Wissenschaftlich belegt ist, dass vor allem die Verhaltenstherapie helfen kann, die Spielsucht zu überwinden. Wichtig sind nach der Einschätzung der Experten aber auch Maßnahmen, die, ähnlich wie bei Tabak oder Alkohol, das Entstehen der Sucht verhindern oder zumindest erschweren. Dazu zählen eine strikte Zugangsbeschränkung zu Glückspielen für Jugendliche, eine Reduktion des Angebotes, eingeschränkte Öffnungszeiten bei Spielhallen oder das Verbot von hochriskanten Spielen.

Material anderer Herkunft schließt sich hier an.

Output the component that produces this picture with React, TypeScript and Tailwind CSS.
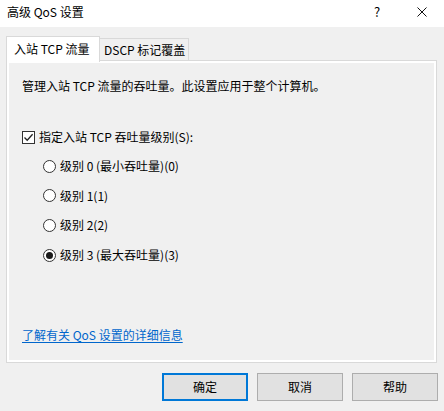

„Maßnahmen zum Schutz der Spieler und zur Reduktion von problematischem und pathologischem Glückspielverhalten sind Aufgaben des Staates und seiner Gesetze. Sie müssen laufend auf ihre Wirksamkeit überprüft und gegebenenfalls verstärkt werden“, betont Prof. Kraus. Ein frühes Einschreiten und die Sperre von pathologischen Spielern wären hilfreich, um den Schaden zu begrenzen, wenn Menschen beginnen, in Spielsucht zu kippen.

Wichtige Maßnahmen sind zudem Information und Aufklärung über die juristischen, finanziellen und gesundheitlichen Risiken des Glückspiels. Laut Experten braucht es mehr Aufklärung, zum Thema Spielsucht einerseits und über die Angebote für eine Therapie andererseits. Wer sich aktiv einem Problem stellt und in Therapie begibt, sollte sich nicht dafür schämen müssen. Auch müsste man mit vielen falschen, abschreckenden Vorstellungen von einer Therapie der Spielsucht aufräumen.




Literatur:

Bischof A. et al: Inanspruchnahme von Hilfen bei Pathologischem Glücksspielen: Befunde der PAGE-Studie in Sucht (2012) 58, pp. 369-377

Braun B. et al: Ambulante Suchthilfe für pathologische Glücksspieler in Bayern: Passung zwischen Behandlungsbedarf und -angebot. In: Suchttherapie 2013; 14: 37–45

Hing N, Russell AM, Gainsbury SM, Blaszczynski A. Characteristics and help-seeking behaviors of Internet gamblers based on most problematic mode of gambling. J Med Internet Res. 2015 Jan 7;17(1):e13. doi: 10.2196/jmir.3781. PMID: 25567672; PMCID: PMC4296092.